MEXICO CITY (AP) — An aspiring writer who left a horror scene of body parts in his apartment was arraigned Thursday on charges of murder and desecrating a corpse after he allegedly cut up and ate part of his girlfriend’s body.

Jose Luis Calva — better known in tabloids as Mexico City’s “cannibal” — refused to make a formal plea, saying “I can’t get my thoughts together right now.”

Police say he had previously acknowledged killing 32-year-old girlfriend Alejandra Galeana, and prosecutors believe he killed and dismembered two other girlfriends but have not charged him for those crimes.

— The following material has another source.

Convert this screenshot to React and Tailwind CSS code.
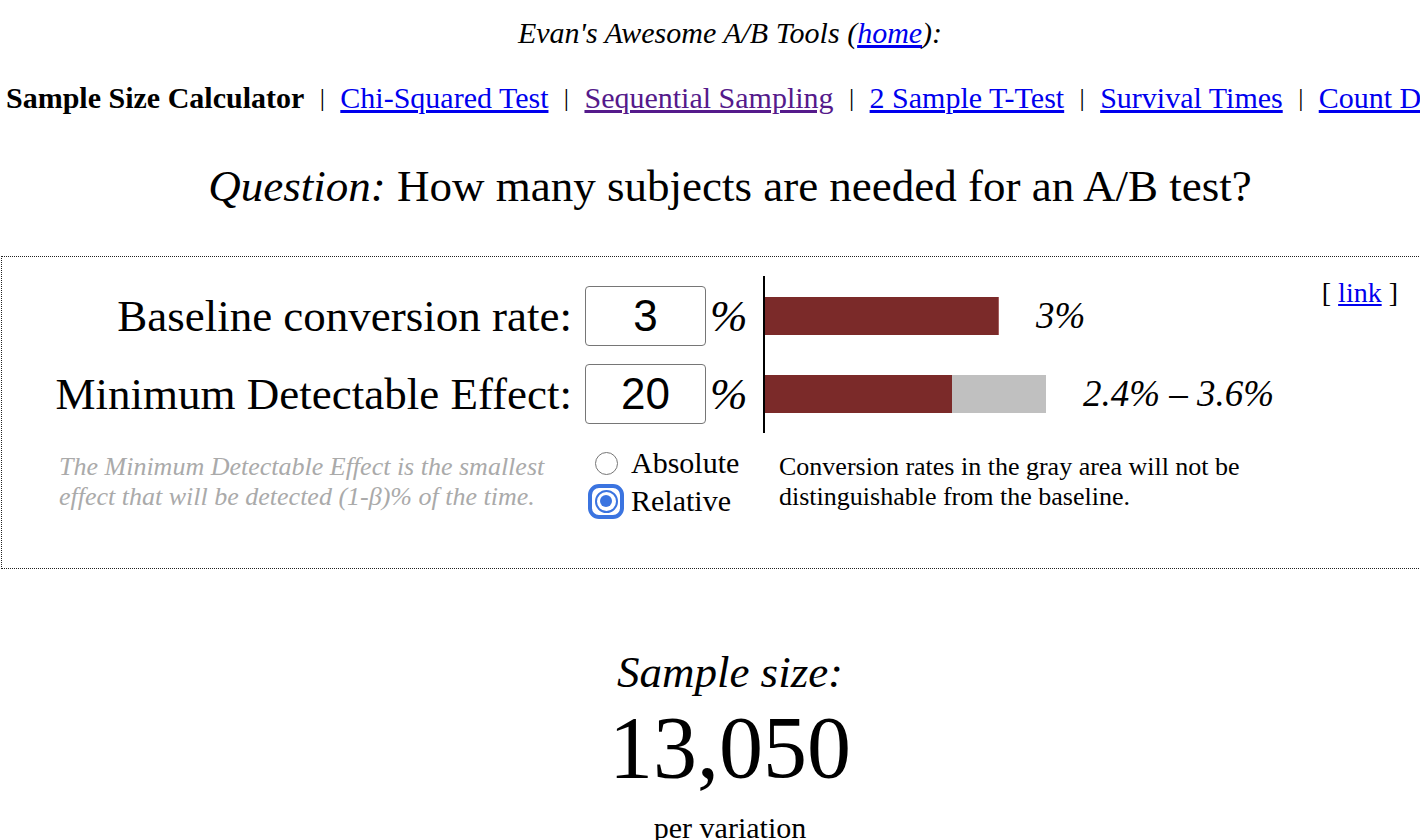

“He killed her because he was high on cocaine,” said defense attorney Humberto Guerrero Plata. “He didn’t eat her; he just cut her body up.”

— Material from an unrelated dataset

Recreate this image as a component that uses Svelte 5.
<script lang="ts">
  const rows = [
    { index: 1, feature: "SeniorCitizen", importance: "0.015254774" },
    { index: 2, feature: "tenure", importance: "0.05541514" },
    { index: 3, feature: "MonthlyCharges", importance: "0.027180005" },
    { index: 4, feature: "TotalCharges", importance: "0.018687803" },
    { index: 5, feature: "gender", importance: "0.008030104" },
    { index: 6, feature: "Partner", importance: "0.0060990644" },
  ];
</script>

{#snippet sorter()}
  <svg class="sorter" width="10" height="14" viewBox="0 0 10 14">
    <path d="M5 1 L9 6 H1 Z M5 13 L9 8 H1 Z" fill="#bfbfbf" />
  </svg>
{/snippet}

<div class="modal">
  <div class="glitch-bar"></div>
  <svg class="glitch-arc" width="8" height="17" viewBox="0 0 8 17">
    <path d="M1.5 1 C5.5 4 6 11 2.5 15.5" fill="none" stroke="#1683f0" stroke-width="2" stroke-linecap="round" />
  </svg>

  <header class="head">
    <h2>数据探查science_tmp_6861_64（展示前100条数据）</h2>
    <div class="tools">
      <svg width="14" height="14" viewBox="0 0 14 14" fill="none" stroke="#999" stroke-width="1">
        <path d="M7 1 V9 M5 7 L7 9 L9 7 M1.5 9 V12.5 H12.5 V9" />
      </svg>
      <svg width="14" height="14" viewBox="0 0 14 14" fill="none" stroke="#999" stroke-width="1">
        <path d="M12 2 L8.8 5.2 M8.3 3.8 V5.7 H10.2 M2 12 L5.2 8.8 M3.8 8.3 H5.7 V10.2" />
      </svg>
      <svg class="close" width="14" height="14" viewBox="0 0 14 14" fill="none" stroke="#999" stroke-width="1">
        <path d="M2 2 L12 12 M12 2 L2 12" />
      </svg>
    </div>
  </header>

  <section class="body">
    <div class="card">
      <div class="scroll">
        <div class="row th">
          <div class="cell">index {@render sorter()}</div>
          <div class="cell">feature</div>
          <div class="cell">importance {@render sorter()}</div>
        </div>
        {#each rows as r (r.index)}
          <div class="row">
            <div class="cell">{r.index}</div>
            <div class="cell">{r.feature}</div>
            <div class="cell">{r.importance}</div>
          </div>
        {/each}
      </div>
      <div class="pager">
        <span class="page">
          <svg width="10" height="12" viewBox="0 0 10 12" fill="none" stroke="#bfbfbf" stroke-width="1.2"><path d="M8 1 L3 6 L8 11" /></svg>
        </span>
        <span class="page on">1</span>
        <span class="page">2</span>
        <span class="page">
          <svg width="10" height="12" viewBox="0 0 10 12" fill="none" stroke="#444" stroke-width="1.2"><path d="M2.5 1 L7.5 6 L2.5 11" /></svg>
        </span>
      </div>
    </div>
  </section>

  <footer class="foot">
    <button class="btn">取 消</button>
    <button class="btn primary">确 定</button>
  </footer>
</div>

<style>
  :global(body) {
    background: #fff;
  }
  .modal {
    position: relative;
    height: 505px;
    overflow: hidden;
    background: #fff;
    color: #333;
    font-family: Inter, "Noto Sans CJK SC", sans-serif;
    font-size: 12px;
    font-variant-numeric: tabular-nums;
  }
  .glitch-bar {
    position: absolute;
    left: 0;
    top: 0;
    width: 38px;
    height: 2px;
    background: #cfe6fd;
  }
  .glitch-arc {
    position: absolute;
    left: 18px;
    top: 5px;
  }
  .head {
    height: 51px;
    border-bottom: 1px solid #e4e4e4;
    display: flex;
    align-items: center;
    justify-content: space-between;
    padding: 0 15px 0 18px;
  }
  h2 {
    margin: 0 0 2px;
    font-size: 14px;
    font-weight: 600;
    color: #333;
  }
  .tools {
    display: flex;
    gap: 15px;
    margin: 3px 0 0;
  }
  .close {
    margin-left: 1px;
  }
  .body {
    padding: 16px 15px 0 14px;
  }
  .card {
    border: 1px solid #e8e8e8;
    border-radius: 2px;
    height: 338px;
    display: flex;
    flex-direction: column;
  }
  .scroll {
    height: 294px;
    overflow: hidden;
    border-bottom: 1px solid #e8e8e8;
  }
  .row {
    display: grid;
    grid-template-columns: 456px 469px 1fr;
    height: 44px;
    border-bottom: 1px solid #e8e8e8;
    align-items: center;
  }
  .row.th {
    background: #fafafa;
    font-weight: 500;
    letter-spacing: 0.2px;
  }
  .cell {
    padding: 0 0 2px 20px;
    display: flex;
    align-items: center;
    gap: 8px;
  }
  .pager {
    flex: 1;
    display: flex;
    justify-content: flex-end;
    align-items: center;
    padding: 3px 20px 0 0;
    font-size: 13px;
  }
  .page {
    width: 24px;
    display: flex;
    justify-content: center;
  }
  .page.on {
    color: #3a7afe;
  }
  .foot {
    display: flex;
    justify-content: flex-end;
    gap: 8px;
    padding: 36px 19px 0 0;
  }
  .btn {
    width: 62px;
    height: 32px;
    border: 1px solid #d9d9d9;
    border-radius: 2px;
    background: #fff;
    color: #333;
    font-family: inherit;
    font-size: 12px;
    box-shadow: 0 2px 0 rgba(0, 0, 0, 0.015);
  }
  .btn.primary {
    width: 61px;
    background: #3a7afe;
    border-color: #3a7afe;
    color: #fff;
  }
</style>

Calva told police he cooked the flesh to feed it to neighborhood dogs, as a way to get rid of the body.

But city coroner Rodolfo Rojo has described how Calva carefully separated and de-boned Galeana’s arm, sliced away the skin and fat, fried the flesh and seasoned it with lime juice — not pains one usually takes with dogs.

With graying good looks and a dark, penetrating stare, Calva made his first public appearance since his arrest on Oct. 8, when police discovered Galeana’s rotting, mutilated torso stuffed into a closet, a leg in the freezer and bits of arm meat on a fork and plate.

Calva, 38, met his girlfriends — several were single mothers and drug store attendants — while passing himself off as a playwright, television personality, reporter, novelist, actor and poet.

“He must have had a super personality, to charm me the way he did,” recalled Veronica R., 40, a drugstore employee who said he read his poetry to her when they dated in August. The woman asked that her full last name not be used to protect her family.

Soledad Garavito, Alejandra’s mother, described him as “a very vain person ... everything was me, me, me.”

“I am going to imagine myself as a balloon the size of the sun, and I’m going to roll around in the cosmos that is me,” he wrote in one a short work, “The Night Before,” a strange mix of introspection and self-help exhortations.

Experts said he may have courted drugstore workers — including Veronica Martinez, who was killed and dismembered in 2004 — to get access to clonazepam, an anti-seizure medication also used to treat anxiety.

But prosecutors say he focused on drugstores because he was looking for working women who were relatively poor, vulnerable or easier to impress — and dominate.